Over the coming months, that new process would considerably shrink the amount of time the accounts payable employee spent each week processing invoices – from 20 hours to five, most of them spent dealing with problems, not re-keying data.
Though Lyons’ EDI solution allows the exchange of four different documents (purchase orders, acknowledgements, advance ship notices, and invoices), for now, David’s team is only leveraging the supplier invoice option. But not for long.
Where he will go – The future with EDI by LBMX
When asked about future phases, David quickly points out, “There’s huge potential for Lyons with LBMX.” With EDI’s capabilities to integrate documents lineby-line, he describes the next goal of sending purchase orders directly to a supplier’s system and receiving an order confirmation, the quantity and dollars of which quickly compared to the original order – all of it automatic, all of it electronic, no human intervention required. This would replace his current process of emailing or faxing suppliers their POs, or even phoning them in.

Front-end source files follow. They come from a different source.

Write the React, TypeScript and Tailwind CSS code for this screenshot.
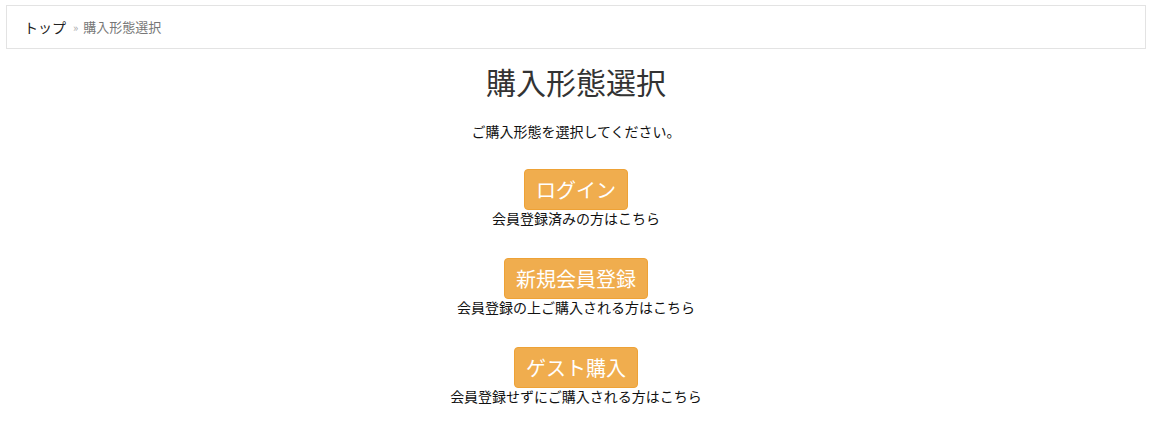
import React from "react";

const font = { fontFamily: '"Noto Sans CJK JP", "Noto Sans", sans-serif' };

function Choice({ label, caption }: { label: string; caption: string }) {
  return (
    <div className="flex flex-col items-center">
      <button className="h-[41px] px-[11px] bg-[#f0ad4e] border border-[#eea236] rounded-[4px] text-white text-[20px] leading-none">
        {label}
      </button>
      <p className="mt-[-2px] text-[14px] leading-[20px] text-[#111]">{caption}</p>
    </div>
  );
}

export default function App() {
  return (
    <div className="bg-white min-h-[442px] pt-[5px]" style={font}>
      <div className="ml-[6px] w-[1140px] h-[44px] border border-[#e3e3e3] flex items-center px-[17px] text-[14px]">
        <span className="text-[#222]">トップ</span>
        <span className="ml-[7px] mr-[5px] text-[#aaa] text-[11px]">»</span>
        <span className="text-[#777] text-[13px]">購入形態選択</span>
      </div>
      <div className="ml-[6px] w-[1140px] flex flex-col items-center">
        <h1 className="mt-[13px] text-[30px] leading-[38px] text-[#333]">購入形態選択</h1>
        <p className="mt-[21px] text-[14px] leading-[20px] text-[#111]">ご購入形態を選択してください。</p>
        <div className="mt-[28px] flex flex-col items-center gap-[30px]">
          <Choice label="ログイン" caption="会員登録済みの方はこちら" />
          <Choice label="新規会員登録" caption="会員登録の上ご購入される方はこちら" />
          <Choice label="ゲスト購入" caption="会員登録せずにご購入される方はこちら" />
        </div>
      </div>
    </div>
  );
}
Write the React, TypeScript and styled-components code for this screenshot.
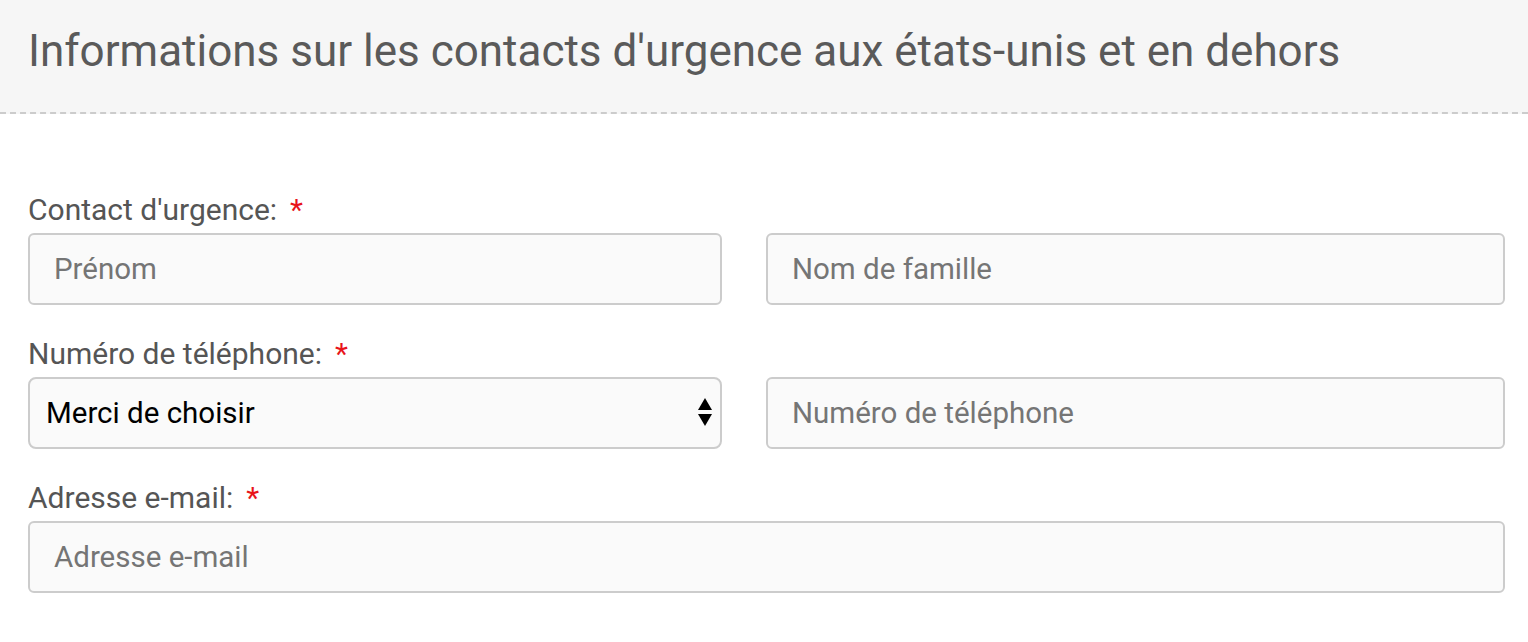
import React from "react";
import styled, { createGlobalStyle } from "styled-components";

const GlobalStyle = createGlobalStyle`
  html, body {
    margin: 0;
    padding: 0;
    background: #fff;
  }
  body {
    font-family: Roboto, "Noto Sans", "Liberation Sans", sans-serif;
    color: #555;
  }
  * {
    box-sizing: border-box;
  }
`;

const Header = styled.div`
  height: 114px;
  background-color: #f6f6f6;
  border-bottom: 2px dashed #cccccc;
  padding: 0 28px;
  display: flex;
  align-items: center;
`;

const Title = styled.h2`
  margin: 0 0 10px 0;
  font-size: 44px;
  font-weight: 400;
  color: #5a5a5a;
`;

const Form = styled.form`
  padding: 76px 23px 40px 28px;
  display: flex;
  flex-direction: column;
  gap: 29px;
`;

const Field = styled.div`
  display: flex;
  flex-direction: column;
  gap: 3px;
`;

const Label = styled.label`
  font-size: 30px;
  line-height: 40px;
  color: #555;
`;

const Required = styled.span`
  color: #e8141a;
  margin-left: 13px;
`;

const Row = styled.div`
  display: grid;
  grid-template-columns: 694px 1fr;
  gap: 44px;
`;

const Input = styled.input`
  width: 100%;
  height: 72px;
  padding: 0 24px;
  font-family: inherit;
  font-size: 29.5px;
  color: #333;
  background-color: #fafafa;
  border: 2px solid #cccccc;
  border-radius: 6px;
  outline: none;

  &::placeholder {
    color: #757575;
  }
`;

const SelectWrap = styled.div`
  position: relative;
`;

const Select = styled.select`
  width: 100%;
  height: 72px;
  padding: 0 40px 0 16px;
  font-family: inherit;
  font-size: 29.5px;
  color: #000;
  background-color: #fafafa;
  border: 2px solid #cccccc;
  border-radius: 8px;
  appearance: none;
  outline: none;
`;

const Arrows = styled.svg`
  position: absolute;
  right: 9px;
  top: 21px;
  pointer-events: none;
`;

export default function App() {
  return (
    <>
      <GlobalStyle />
      <Header>
        <Title>Informations sur les contacts d'urgence aux états-unis et en dehors</Title>
      </Header>
      <Form>
        <Field>
          <Label>
            Contact d'urgence:<Required>*</Required>
          </Label>
          <Row>
            <Input placeholder="Prénom" />
            <Input placeholder="Nom de famille" />
          </Row>
        </Field>
        <Field>
          <Label>
            Numéro de téléphone:<Required>*</Required>
          </Label>
          <Row>
            <SelectWrap>
              <Select defaultValue="">
                <option value="">Merci de choisir</option>
              </Select>
              <Arrows width="16" height="30" viewBox="0 0 16 30">
                <path d="M8 0 L15 12 L1 12 Z" fill="#000" />
                <path d="M1 16 L15 16 L8 28 Z" fill="#000" />
              </Arrows>
            </SelectWrap>
            <Input placeholder="Numéro de téléphone" />
          </Row>
        </Field>
        <Field>
          <Label>
            Adresse e-mail:<Required>*</Required>
          </Label>
          <Input placeholder="Adresse e-mail" />
        </Field>
      </Form>
    </>
  );
}
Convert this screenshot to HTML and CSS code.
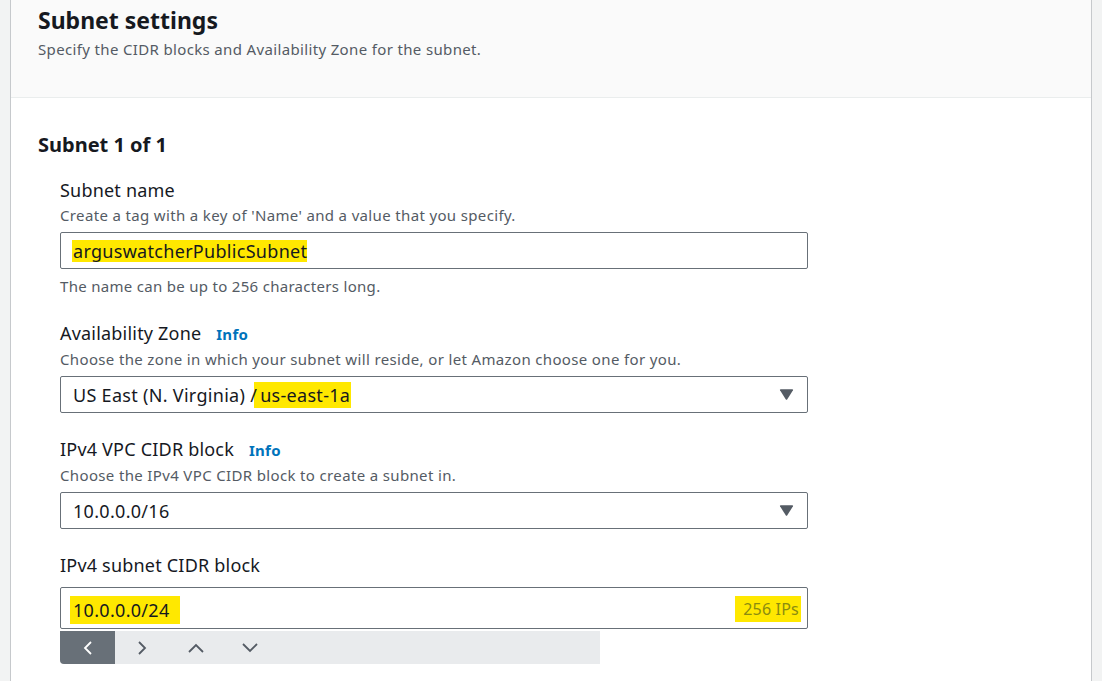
FILE: index.html
```html
<!DOCTYPE html>
<html lang="en">
<head>
<meta charset="utf-8">
<title>Subnet settings</title>
<link rel="stylesheet" href="styles.css">
</head>
<body>
<div class="page">
  <section class="panel">
    <header class="panel-header">
      <h2 class="panel-title">Subnet settings</h2>
      <p class="panel-desc">Specify the CIDR blocks and Availability Zone for the subnet.</p>
    </header>
    <div class="panel-body">
      <h3 class="subnet-title">Subnet 1 of 1</h3>

      <div class="field">
        <div class="label">Subnet name</div>
        <div class="desc">Create a tag with a key of 'Name' and a value that you specify.</div>
        <div class="input"><span class="hl hl-name">arguswatcherPublicSubnet</span></div>
        <div class="hint">The name can be up to 256 characters long.</div>
      </div>

      <div class="field">
        <div class="label">Availability Zone <a class="info">Info</a></div>
        <div class="desc">Choose the zone in which your subnet will reside, or let Amazon choose one for you.</div>
        <div class="input select">
          <span class="value">US East (N. Virginia) <span class="slash">/</span> <span class="hl hl-az">us-east-1a</span></span>
          <svg class="caret" width="15" height="11" viewBox="0 0 15 11"><path d="M1 1.2 Q0.6 0.2 1.8 0.2 H13.2 Q14.4 0.2 14 1.2 L8.3 10.2 Q7.5 11.2 6.7 10.2 Z" fill="#545b64"/></svg>
        </div>
      </div>

      <div class="field field-vpc">
        <div class="label">IPv4 VPC CIDR block <a class="info">Info</a></div>
        <div class="desc">Choose the IPv4 VPC CIDR block to create a subnet in.</div>
        <div class="input select">
          <span class="value">10.0.0.0/16</span>
          <svg class="caret" width="15" height="11" viewBox="0 0 15 11"><path d="M1 1.2 Q0.6 0.2 1.8 0.2 H13.2 Q14.4 0.2 14 1.2 L8.3 10.2 Q7.5 11.2 6.7 10.2 Z" fill="#545b64"/></svg>
        </div>
      </div>

      <div class="field field-last">
        <div class="label">IPv4 subnet CIDR block</div>
        <div class="input input-tall">
          <span class="hl hl-cidr">10.0.0.0/24</span>
          <span class="hl hl-ips">256 IPs</span>
        </div>
        <div class="toolbar">
          <button class="tb-btn active" aria-label="Previous">
            <svg width="10" height="14" viewBox="0 0 10 14"><path d="M8 1 L2 7 L8 13" fill="none" stroke="#fff" stroke-width="1.8"/></svg>
          </button>
          <button class="tb-btn" aria-label="Next">
            <svg width="10" height="14" viewBox="0 0 10 14"><path d="M2 1 L8 7 L2 13" fill="none" stroke="#545b64" stroke-width="1.8"/></svg>
          </button>
          <button class="tb-btn" aria-label="Up">
            <svg width="16" height="10" viewBox="0 0 16 10"><path d="M1 9 L8 2 L15 9" fill="none" stroke="#545b64" stroke-width="1.8"/></svg>
          </button>
          <button class="tb-btn" aria-label="Down">
            <svg width="16" height="10" viewBox="0 0 16 10"><path d="M1 1 L8 8 L15 1" fill="none" stroke="#545b64" stroke-width="1.8"/></svg>
          </button>
        </div>
      </div>
    </div>
  </section>
</div>
</body>
</html>
```

FILE: styles.css
```css
* { box-sizing: border-box; }

html, body {
  margin: 0;
  padding: 0;
  height: 100%;
  overflow: hidden;
}

body {
  background: #f2f3f3;
  font-family: "Noto Sans", "Open Sans", sans-serif;
  color: #16191f;
}

.page {
  padding: 0 10px;
  height: 100%;
}

.panel {
  background: #ffffff;
  border-left: 1px solid #c6c9cc;
  border-right: 1px solid #c6c9cc;
  height: 100%;
}

.panel-header {
  background: #fafafa;
  border-bottom: 1px solid #eaeded;
  height: 98px;
  padding: 6px 27px 0;
}

.panel-title {
  margin: 0;
  font-size: 23px;
  line-height: 28px;
  font-weight: 700;
  color: #16191f;
}

.panel-desc {
  margin: 5px 0 0;
  font-size: 15px;
  line-height: 20px;
  letter-spacing: 0.35px;
  color: #545b64;
}

.panel-body {
  padding: 35px 27px 0;
}

.subnet-title {
  margin: 0;
  font-size: 20px;
  line-height: 24px;
  font-weight: 700;
}

.field {
  margin: 21px 0 0 22px;
  width: 748px;
}

.field + .field {
  margin-top: 25px;
}

.field.field-vpc {
  margin-top: 24px;
}

.field.field-last {
  margin-top: 24px;
}

.label {
  font-size: 18px;
  line-height: 24px;
  letter-spacing: 0.2px;
  color: #16191f;
}

.info {
  font-size: 15px;
  font-weight: 700;
  letter-spacing: 0.3px;
  color: #0073bb;
  margin-left: 10px;
}

.desc {
  margin-top: 3px;
  font-size: 15px;
  line-height: 20px;
  letter-spacing: 0.35px;
  color: #545b64;
}

.input {
  margin-top: 7px;
  height: 37px;
  border: 1px solid #687078;
  border-radius: 2px;
  display: flex;
  align-items: center;
  padding: 0 13px 0 12px;
  font-size: 18px;
  letter-spacing: 0.3px;
  color: #16191f;
}

.select {
  justify-content: space-between;
}

.hint {
  margin-top: 7px;
  font-size: 15px;
  line-height: 20px;
  letter-spacing: 0.3px;
  color: #545b64;
}

.hl {
  background: #ffe800;
}

.hl-name {
  line-height: 22px;
  padding: 0 0 0 1px;
  margin-left: -1px;
}

.slash {
  position: relative;
  z-index: 1;
}

.hl-az {
  display: inline-block;
  line-height: 26px;
  padding: 0 1px 0 6px;
  margin-left: -8px;
}

.input-tall {
  margin-top: 10px;
  height: 42px;
  justify-content: space-between;
  padding: 0 6px 0 9px;
}

.hl-cidr {
  line-height: 28px;
  padding: 0 10px 0 3px;
  margin-top: 4px;
}

.hl-ips {
  line-height: 26px;
  padding: 0 2px 0 8px;
  font-size: 16px;
  letter-spacing: 0.2px;
  color: #8a8c10;
  margin-top: 2px;
}

.toolbar {
  margin-top: 2px;
  width: 540px;
  height: 33px;
  background: #e9ebed;
  border-radius: 0 0 0 4px;
  display: flex;
}

.tb-btn {
  width: 54px;
  height: 33px;
  border: 0;
  padding: 0;
  background: transparent;
  display: flex;
  align-items: center;
  justify-content: center;
}

.tb-btn.active {
  background: #687078;
  border-radius: 0 0 0 4px;
  width: 55px;
}
```
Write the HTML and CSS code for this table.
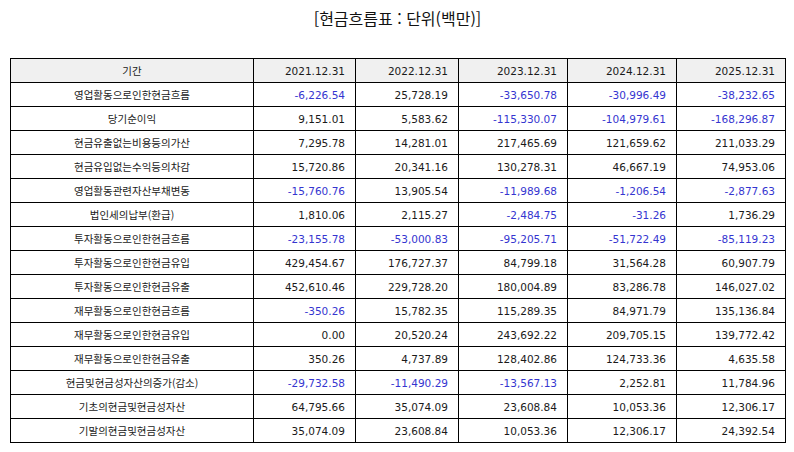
FILE: index.html
```html
<!DOCTYPE html>
<html lang="ko">
<head>
<meta charset="utf-8">
<link rel="stylesheet" href="styles.css">
</head>
<body>
<div class="page">
  <h1 class="title">[현금흐름표 : 단위(백만)]</h1>
  <table class="cf">
    <colgroup>
      <col class="c-label"><col class="c1"><col class="c2"><col class="c3"><col class="c4"><col class="c5">
    </colgroup>
    <thead>
      <tr><th class="label">기간</th><th>2021.12.31</th><th>2022.12.31</th><th>2023.12.31</th><th>2024.12.31</th><th>2025.12.31</th></tr>
    </thead>
    <tbody>
      <tr><td class="label">영업활동으로인한현금흐름</td><td class="neg">-6,226.54</td><td>25,728.19</td><td class="neg">-33,650.78</td><td class="neg">-30,996.49</td><td class="neg">-38,232.65</td></tr>
      <tr><td class="label">당기순이익</td><td>9,151.01</td><td>5,583.62</td><td class="neg">-115,330.07</td><td class="neg">-104,979.61</td><td class="neg">-168,296.87</td></tr>
      <tr><td class="label">현금유출없는비용등의가산</td><td>7,295.78</td><td>14,281.01</td><td>217,465.69</td><td>121,659.62</td><td>211,033.29</td></tr>
      <tr><td class="label">현금유입없는수익등의차감</td><td>15,720.86</td><td>20,341.16</td><td>130,278.31</td><td>46,667.19</td><td>74,953.06</td></tr>
      <tr><td class="label">영업활동관련자산부채변동</td><td class="neg">-15,760.76</td><td>13,905.54</td><td class="neg">-11,989.68</td><td class="neg">-1,206.54</td><td class="neg">-2,877.63</td></tr>
      <tr><td class="label">법인세의납부(환급)</td><td>1,810.06</td><td>2,115.27</td><td class="neg">-2,484.75</td><td class="neg">-31.26</td><td>1,736.29</td></tr>
      <tr><td class="label">투자활동으로인한현금흐름</td><td class="neg">-23,155.78</td><td class="neg">-53,000.83</td><td class="neg">-95,205.71</td><td class="neg">-51,722.49</td><td class="neg">-85,119.23</td></tr>
      <tr><td class="label">투자활동으로인한현금유입</td><td>429,454.67</td><td>176,727.37</td><td>84,799.18</td><td>31,564.28</td><td>60,907.79</td></tr>
      <tr><td class="label">투자활동으로인한현금유출</td><td>452,610.46</td><td>229,728.20</td><td>180,004.89</td><td>83,286.78</td><td>146,027.02</td></tr>
      <tr><td class="label">재무활동으로인한현금흐름</td><td class="neg">-350.26</td><td>15,782.35</td><td>115,289.35</td><td>84,971.79</td><td>135,136.84</td></tr>
      <tr><td class="label">재무활동으로인한현금유입</td><td>0.00</td><td>20,520.24</td><td>243,692.22</td><td>209,705.15</td><td>139,772.42</td></tr>
      <tr><td class="label">재무활동으로인한현금유출</td><td>350.26</td><td>4,737.89</td><td>128,402.86</td><td>124,733.36</td><td>4,635.58</td></tr>
      <tr><td class="label">현금및현금성자산의증가(감소)</td><td class="neg">-29,732.58</td><td class="neg">-11,490.29</td><td class="neg">-13,567.13</td><td>2,252.81</td><td>11,784.96</td></tr>
      <tr><td class="label">기초의현금및현금성자산</td><td>64,795.66</td><td>35,074.09</td><td>23,608.84</td><td>10,053.36</td><td>12,306.17</td></tr>
      <tr><td class="label">기말의현금및현금성자산</td><td>35,074.09</td><td>23,608.84</td><td>10,053.36</td><td>12,306.17</td><td>24,392.54</td></tr>
    </tbody>
  </table>
</div>
</body>
</html>
```

FILE: styles.css
```css
html, body {
  margin: 0;
  padding: 0;
  background: #ffffff;
}

.page {
  width: 794px;
  padding: 0 9px 0 10px;
  box-sizing: border-box;
  font-family: "Noto Sans CJK KR", "Noto Sans", sans-serif;
  color: #111111;
}

.title {
  margin: 0;
  padding-top: 6px;
  height: 58px;
  box-sizing: border-box;
  font-size: 16px;
  font-weight: normal;
  line-height: 24px;
  text-align: center;
  color: #111111;
}

.cf {
  width: 775px;
  border-collapse: collapse;
  table-layout: fixed;
  font-family: "DejaVu Sans", "Noto Sans CJK KR", sans-serif;
  font-size: 10.5px;
}

.c-label { width: 243px; }
.c1 { width: 102px; }
.c2 { width: 103px; }
.c3 { width: 109px; }
.c4 { width: 109px; }
.c5 { width: 109px; }

.cf th,
.cf td {
  border: 1px solid #000000;
  height: 23px;
  padding: 0 10px;
  line-height: 14px;
  text-align: right;
  font-weight: normal;
  white-space: nowrap;
  color: #1a1a1a;
}

.cf thead th {
  background: #f0f0f0;
}

.cf .label {
  text-align: center;
  font-family: "Noto Sans CJK KR", "Noto Sans", sans-serif;
}

.cf .neg {
  color: #3535d0;
}
```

That functionality will be “a big win” for one of Lyons’ four buyers when confirming purchase orders. For a three store operation offering a wide hardware selection representing thousands of different SKUs, from two distributors and hundreds of direct vendors, that’s no mean feat.
Automatically reconciled, invoice will flow through the accounts payable process more quickly and smoothly, and the only errors to creep in will originate from places such as Receiving (actual goods received recorded improperly, for instance), or if products must be returned as damaged or defective.
“I’m confident LBMX will excel there, too,” he says, referencing the number of existing relationships they have built up over years of working with lumber, building material and hardware suppliers. Technology handshakes on future phases will assuredly be firm and confident, the rollout likely smooth and seamless. “When you’re dealing with the nitty-gritty on that kind of volume, you need good people at the other end.”